NEW YORK – Hospital chain Tenet Healthcare Corp. will combine its outpatient surgery centers with closely held United Surgical Partners International Inc. in a joint venture, expanding its bet on facilities that are becoming more popular with patients.
Tenet will contribute 44 free-standing surgery centers and 20 imaging locations, while USPI, owned by private-equity firm Welsh Carson Anderson & Stowe, will add 202 ambulatory surgery centers and 16 surgical hospitals, the companies said Monday in a statement. Tenet will pay about $425 million in cash to Welsh Carson, they said. Tenet will own 50.1 percent of the venture and have an option to buy Welsh Carson's remaining stake over five years.
The transaction helps Tenet gain a bigger foothold in outpatient surgical clinics, which can be more profitable than hospitals because they focus on routine operations that can be managed efficiently, like orthopedic or oral surgery. Separately, Dallas-based Tenet agreed to buy a British hospital operator, Aspen Healthcare Ltd., from Welsh Carson for about $215 million in cash.
Tenet had 210 outpatient facilities, including surgery centers and other types, at the end of last year, up from 183 in 2013.
Ambulatory surgery centers have benefited as patients and insurers seek more convenient, less costly treatment outside of traditional hospitals. The centers tend to cost less because they have fewer overhead expenses and wait times are shorter, encouraging insurance companies and doctors to recommend them more frequently.

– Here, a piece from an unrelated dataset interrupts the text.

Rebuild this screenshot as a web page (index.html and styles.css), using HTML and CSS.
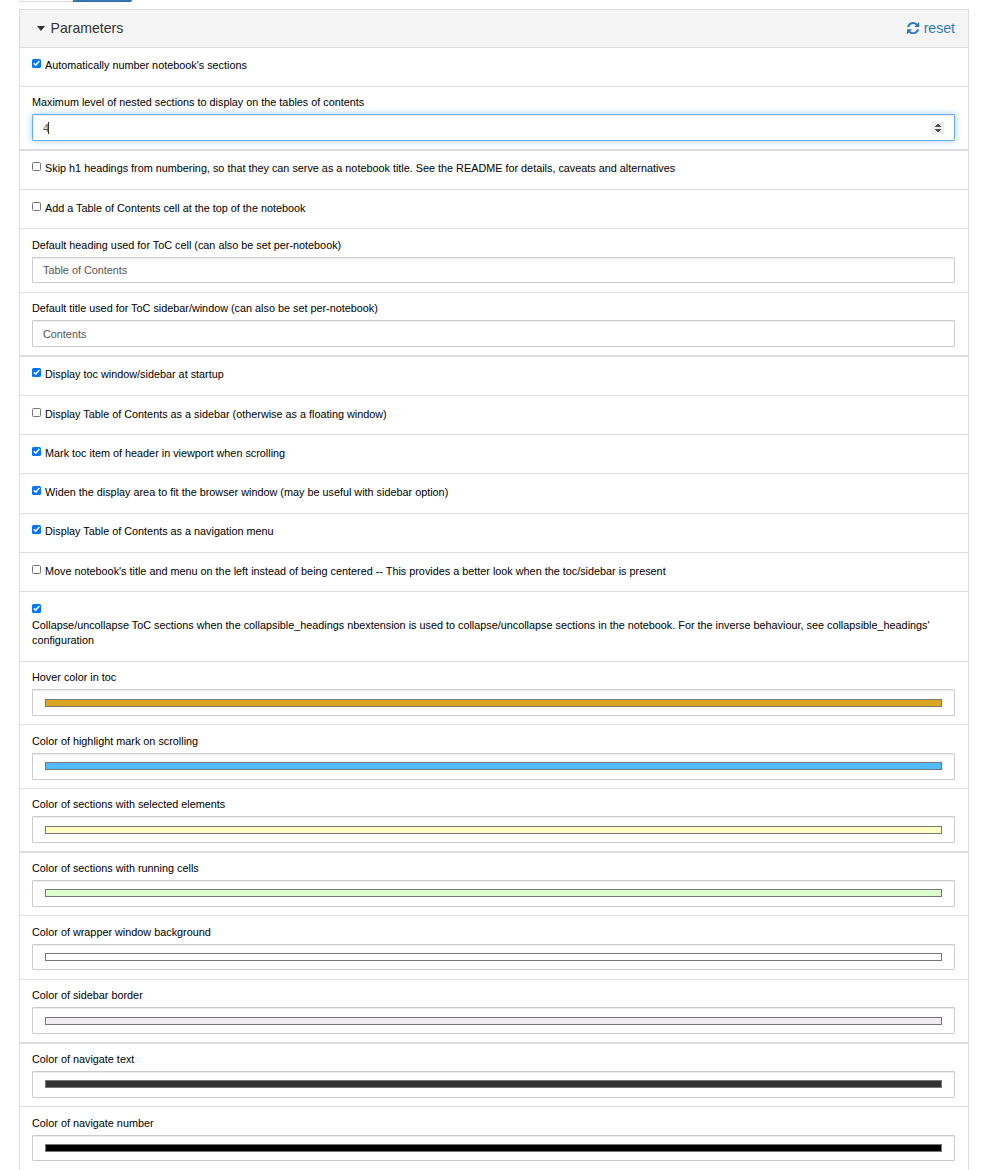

The centers also perform administrative functions for the doctors, such as negotiating more favorable reimbursement rates on an in-network basis with health insurers, according to a 2013 report by Moody's Investors Service Inc. Larger centers can also provide their physicians with more time to see patients and are better able to accommodate physician schedules than a typical hospital, Moody's said in the report.